==== Collected material

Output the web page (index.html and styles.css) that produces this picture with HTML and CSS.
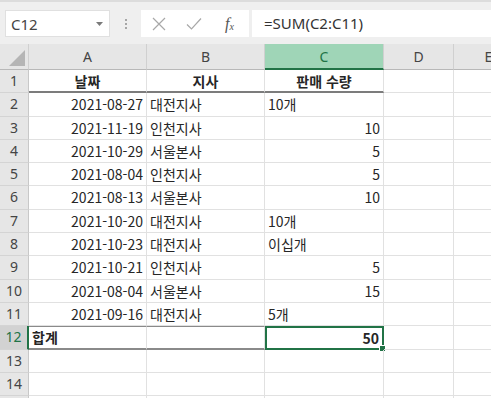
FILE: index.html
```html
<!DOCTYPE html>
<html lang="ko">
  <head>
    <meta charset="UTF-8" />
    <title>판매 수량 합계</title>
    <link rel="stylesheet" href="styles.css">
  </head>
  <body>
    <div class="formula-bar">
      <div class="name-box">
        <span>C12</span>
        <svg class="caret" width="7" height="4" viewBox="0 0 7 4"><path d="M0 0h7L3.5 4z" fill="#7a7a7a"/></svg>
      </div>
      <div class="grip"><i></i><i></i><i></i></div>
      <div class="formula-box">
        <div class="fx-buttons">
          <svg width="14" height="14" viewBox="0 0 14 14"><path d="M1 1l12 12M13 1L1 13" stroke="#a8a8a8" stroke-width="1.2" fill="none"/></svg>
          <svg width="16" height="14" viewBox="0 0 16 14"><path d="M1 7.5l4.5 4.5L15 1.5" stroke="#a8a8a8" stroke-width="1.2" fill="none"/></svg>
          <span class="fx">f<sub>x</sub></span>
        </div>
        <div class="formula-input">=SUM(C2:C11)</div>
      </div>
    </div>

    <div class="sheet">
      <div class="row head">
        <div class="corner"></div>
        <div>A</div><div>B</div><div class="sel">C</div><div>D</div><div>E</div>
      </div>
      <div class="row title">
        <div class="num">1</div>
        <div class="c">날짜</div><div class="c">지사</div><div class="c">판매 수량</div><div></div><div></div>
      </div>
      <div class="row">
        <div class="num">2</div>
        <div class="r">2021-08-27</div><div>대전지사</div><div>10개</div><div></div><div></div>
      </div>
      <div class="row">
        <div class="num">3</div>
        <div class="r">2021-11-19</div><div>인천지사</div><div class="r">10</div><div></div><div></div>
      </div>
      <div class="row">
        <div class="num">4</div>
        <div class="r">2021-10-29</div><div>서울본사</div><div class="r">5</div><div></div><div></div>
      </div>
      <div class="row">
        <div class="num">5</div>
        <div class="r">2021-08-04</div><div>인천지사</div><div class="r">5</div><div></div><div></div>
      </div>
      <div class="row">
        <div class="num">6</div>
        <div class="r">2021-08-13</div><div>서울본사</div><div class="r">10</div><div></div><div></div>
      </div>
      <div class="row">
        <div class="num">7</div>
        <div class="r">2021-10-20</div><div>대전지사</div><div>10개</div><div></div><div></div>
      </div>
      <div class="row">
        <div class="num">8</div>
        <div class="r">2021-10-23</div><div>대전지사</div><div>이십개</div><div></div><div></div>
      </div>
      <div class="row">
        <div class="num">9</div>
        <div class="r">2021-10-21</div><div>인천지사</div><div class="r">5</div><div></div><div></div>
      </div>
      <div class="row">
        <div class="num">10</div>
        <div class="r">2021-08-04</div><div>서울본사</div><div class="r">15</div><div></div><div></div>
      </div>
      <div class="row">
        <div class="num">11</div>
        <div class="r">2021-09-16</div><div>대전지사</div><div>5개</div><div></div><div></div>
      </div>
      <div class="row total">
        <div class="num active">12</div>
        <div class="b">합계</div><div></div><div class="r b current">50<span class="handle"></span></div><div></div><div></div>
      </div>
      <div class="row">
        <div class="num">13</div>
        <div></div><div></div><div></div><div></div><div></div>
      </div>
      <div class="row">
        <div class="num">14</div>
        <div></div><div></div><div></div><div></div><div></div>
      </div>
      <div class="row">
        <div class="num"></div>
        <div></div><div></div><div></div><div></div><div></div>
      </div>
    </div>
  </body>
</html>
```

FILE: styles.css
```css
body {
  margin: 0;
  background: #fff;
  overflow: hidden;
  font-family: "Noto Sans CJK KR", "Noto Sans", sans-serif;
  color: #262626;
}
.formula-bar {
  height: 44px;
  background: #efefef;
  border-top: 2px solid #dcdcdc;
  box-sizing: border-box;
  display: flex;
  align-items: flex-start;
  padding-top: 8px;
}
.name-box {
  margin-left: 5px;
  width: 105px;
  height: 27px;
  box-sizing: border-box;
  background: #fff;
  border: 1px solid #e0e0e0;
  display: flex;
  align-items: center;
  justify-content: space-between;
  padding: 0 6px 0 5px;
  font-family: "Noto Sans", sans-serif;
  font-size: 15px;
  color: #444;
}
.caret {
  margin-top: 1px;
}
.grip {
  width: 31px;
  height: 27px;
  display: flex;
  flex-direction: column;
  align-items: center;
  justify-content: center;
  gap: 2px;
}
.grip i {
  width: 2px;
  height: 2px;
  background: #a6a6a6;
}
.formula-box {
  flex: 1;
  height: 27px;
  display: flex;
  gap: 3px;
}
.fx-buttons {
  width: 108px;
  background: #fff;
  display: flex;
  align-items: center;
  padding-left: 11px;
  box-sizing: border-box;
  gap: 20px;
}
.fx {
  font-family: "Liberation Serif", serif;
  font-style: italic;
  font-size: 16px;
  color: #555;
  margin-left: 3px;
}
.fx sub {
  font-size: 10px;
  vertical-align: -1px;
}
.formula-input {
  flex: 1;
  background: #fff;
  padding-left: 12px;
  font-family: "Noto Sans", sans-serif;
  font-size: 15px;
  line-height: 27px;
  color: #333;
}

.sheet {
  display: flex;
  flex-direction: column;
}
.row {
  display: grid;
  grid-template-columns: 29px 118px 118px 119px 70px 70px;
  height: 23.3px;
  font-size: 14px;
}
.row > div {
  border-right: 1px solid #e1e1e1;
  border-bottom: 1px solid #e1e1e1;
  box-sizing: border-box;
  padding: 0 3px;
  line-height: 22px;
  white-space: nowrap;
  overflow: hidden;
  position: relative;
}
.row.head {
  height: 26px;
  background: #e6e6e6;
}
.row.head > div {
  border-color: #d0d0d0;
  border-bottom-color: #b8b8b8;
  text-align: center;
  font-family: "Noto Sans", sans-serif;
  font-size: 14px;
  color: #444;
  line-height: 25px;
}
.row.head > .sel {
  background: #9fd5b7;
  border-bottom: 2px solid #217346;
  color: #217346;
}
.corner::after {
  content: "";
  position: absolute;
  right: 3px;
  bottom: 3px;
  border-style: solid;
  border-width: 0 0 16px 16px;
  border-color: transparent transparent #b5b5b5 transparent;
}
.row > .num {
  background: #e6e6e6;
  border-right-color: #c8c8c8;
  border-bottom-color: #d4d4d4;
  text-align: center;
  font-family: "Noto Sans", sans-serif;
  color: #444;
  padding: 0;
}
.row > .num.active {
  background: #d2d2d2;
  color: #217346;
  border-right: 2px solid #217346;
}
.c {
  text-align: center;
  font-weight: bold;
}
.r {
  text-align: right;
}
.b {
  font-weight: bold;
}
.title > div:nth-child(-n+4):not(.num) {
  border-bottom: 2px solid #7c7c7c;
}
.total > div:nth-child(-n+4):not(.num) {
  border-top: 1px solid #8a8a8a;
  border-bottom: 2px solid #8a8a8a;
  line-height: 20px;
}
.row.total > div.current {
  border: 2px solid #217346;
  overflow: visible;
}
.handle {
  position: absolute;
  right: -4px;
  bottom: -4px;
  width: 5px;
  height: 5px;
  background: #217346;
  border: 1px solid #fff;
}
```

========

▸ Directive:
Leave out the pictures and copy the rest of the material above exactly.

▸ Expected output:
Output the web page (index.html and styles.css) that produces this picture with HTML and CSS.
FILE: index.html
```html
<!DOCTYPE html>
<html lang="ko">
  <head>
    <meta charset="UTF-8" />
    <title>판매 수량 합계</title>
    <link rel="stylesheet" href="styles.css">
  </head>
  <body>
    <div class="formula-bar">
      <div class="name-box">
        <span>C12</span>
        <svg class="caret" width="7" height="4" viewBox="0 0 7 4"><path d="M0 0h7L3.5 4z" fill="#7a7a7a"/></svg>
      </div>
      <div class="grip"><i></i><i></i><i></i></div>
      <div class="formula-box">
        <div class="fx-buttons">
          <svg width="14" height="14" viewBox="0 0 14 14"><path d="M1 1l12 12M13 1L1 13" stroke="#a8a8a8" stroke-width="1.2" fill="none"/></svg>
          <svg width="16" height="14" viewBox="0 0 16 14"><path d="M1 7.5l4.5 4.5L15 1.5" stroke="#a8a8a8" stroke-width="1.2" fill="none"/></svg>
          <span class="fx">f<sub>x</sub></span>
        </div>
        <div class="formula-input">=SUM(C2:C11)</div>
      </div>
    </div>

    <div class="sheet">
      <div class="row head">
        <div class="corner"></div>
        <div>A</div><div>B</div><div class="sel">C</div><div>D</div><div>E</div>
      </div>
      <div class="row title">
        <div class="num">1</div>
        <div class="c">날짜</div><div class="c">지사</div><div class="c">판매 수량</div><div></div><div></div>
      </div>
      <div class="row">
        <div class="num">2</div>
        <div class="r">2021-08-27</div><div>대전지사</div><div>10개</div><div></div><div></div>
      </div>
      <div class="row">
        <div class="num">3</div>
        <div class="r">2021-11-19</div><div>인천지사</div><div class="r">10</div><div></div><div></div>
      </div>
      <div class="row">
        <div class="num">4</div>
        <div class="r">2021-10-29</div><div>서울본사</div><div class="r">5</div><div></div><div></div>
      </div>
      <div class="row">
        <div class="num">5</div>
        <div class="r">2021-08-04</div><div>인천지사</div><div class="r">5</div><div></div><div></div>
      </div>
      <div class="row">
        <div class="num">6</div>
        <div class="r">2021-08-13</div><div>서울본사</div><div class="r">10</div><div></div><div></div>
      </div>
      <div class="row">
        <div class="num">7</div>
        <div class="r">2021-10-20</div><div>대전지사</div><div>10개</div><div></div><div></div>
      </div>
      <div class="row">
        <div class="num">8</div>
        <div class="r">2021-10-23</div><div>대전지사</div><div>이십개</div><div></div><div></div>
      </div>
      <div class="row">
        <div class="num">9</div>
        <div class="r">2021-10-21</div><div>인천지사</div><div class="r">5</div><div></div><div></div>
      </div>
      <div class="row">
        <div class="num">10</div>
        <div class="r">2021-08-04</div><div>서울본사</div><div class="r">15</div><div></div><div></div>
      </div>
      <div class="row">
        <div class="num">11</div>
        <div class="r">2021-09-16</div><div>대전지사</div><div>5개</div><div></div><div></div>
      </div>
      <div class="row total">
        <div class="num active">12</div>
        <div class="b">합계</div><div></div><div class="r b current">50<span class="handle"></span></div><div></div><div></div>
      </div>
      <div class="row">
        <div class="num">13</div>
        <div></div><div></div><div></div><div></div><div></div>
      </div>
      <div class="row">
        <div class="num">14</div>
        <div></div><div></div><div></div><div></div><div></div>
      </div>
      <div class="row">
        <div class="num"></div>
        <div></div><div></div><div></div><div></div><div></div>
      </div>
    </div>
  </body>
</html>
```

FILE: styles.css
```css
body {
  margin: 0;
  background: #fff;
  overflow: hidden;
  font-family: "Noto Sans CJK KR", "Noto Sans", sans-serif;
  color: #262626;
}
.formula-bar {
  height: 44px;
  background: #efefef;
  border-top: 2px solid #dcdcdc;
  box-sizing: border-box;
  display: flex;
  align-items: flex-start;
  padding-top: 8px;
}
.name-box {
  margin-left: 5px;
  width: 105px;
  height: 27px;
  box-sizing: border-box;
  background: #fff;
  border: 1px solid #e0e0e0;
  display: flex;
  align-items: center;
  justify-content: space-between;
  padding: 0 6px 0 5px;
  font-family: "Noto Sans", sans-serif;
  font-size: 15px;
  color: #444;
}
.caret {
  margin-top: 1px;
}
.grip {
  width: 31px;
  height: 27px;
  display: flex;
  flex-direction: column;
  align-items: center;
  justify-content: center;
  gap: 2px;
}
.grip i {
  width: 2px;
  height: 2px;
  background: #a6a6a6;
}
.formula-box {
  flex: 1;
  height: 27px;
  display: flex;
  gap: 3px;
}
.fx-buttons {
  width: 108px;
  background: #fff;
  display: flex;
  align-items: center;
  padding-left: 11px;
  box-sizing: border-box;
  gap: 20px;
}
.fx {
  font-family: "Liberation Serif", serif;
  font-style: italic;
  font-size: 16px;
  color: #555;
  margin-left: 3px;
}
.fx sub {
  font-size: 10px;
  vertical-align: -1px;
}
.formula-input {
  flex: 1;
  background: #fff;
  padding-left: 12px;
  font-family: "Noto Sans", sans-serif;
  font-size: 15px;
  line-height: 27px;
  color: #333;
}

.sheet {
  display: flex;
  flex-direction: column;
}
.row {
  display: grid;
  grid-template-columns: 29px 118px 118px 119px 70px 70px;
  height: 23.3px;
  font-size: 14px;
}
.row > div {
  border-right: 1px solid #e1e1e1;
  border-bottom: 1px solid #e1e1e1;
  box-sizing: border-box;
  padding: 0 3px;
  line-height: 22px;
  white-space: nowrap;
  overflow: hidden;
  position: relative;
}
.row.head {
  height: 26px;
  background: #e6e6e6;
}
.row.head > div {
  border-color: #d0d0d0;
  border-bottom-color: #b8b8b8;
  text-align: center;
  font-family: "Noto Sans", sans-serif;
  font-size: 14px;
  color: #444;
  line-height: 25px;
}
.row.head > .sel {
  background: #9fd5b7;
  border-bottom: 2px solid #217346;
  color: #217346;
}
.corner::after {
  content: "";
  position: absolute;
  right: 3px;
  bottom: 3px;
  border-style: solid;
  border-width: 0 0 16px 16px;
  border-color: transparent transparent #b5b5b5 transparent;
}
.row > .num {
  background: #e6e6e6;
  border-right-color: #c8c8c8;
  border-bottom-color: #d4d4d4;
  text-align: center;
  font-family: "Noto Sans", sans-serif;
  color: #444;
  padding: 0;
}
.row > .num.active {
  background: #d2d2d2;
  color: #217346;
  border-right: 2px solid #217346;
}
.c {
  text-align: center;
  font-weight: bold;
}
.r {
  text-align: right;
}
.b {
  font-weight: bold;
}
.title > div:nth-child(-n+4):not(.num) {
  border-bottom: 2px solid #7c7c7c;
}
.total > div:nth-child(-n+4):not(.num) {
  border-top: 1px solid #8a8a8a;
  border-bottom: 2px solid #8a8a8a;
  line-height: 20px;
}
.row.total > div.current {
  border: 2px solid #217346;
  overflow: visible;
}
.handle {
  position: absolute;
  right: -4px;
  bottom: -4px;
  width: 5px;
  height: 5px;
  background: #217346;
  border: 1px solid #fff;
}
```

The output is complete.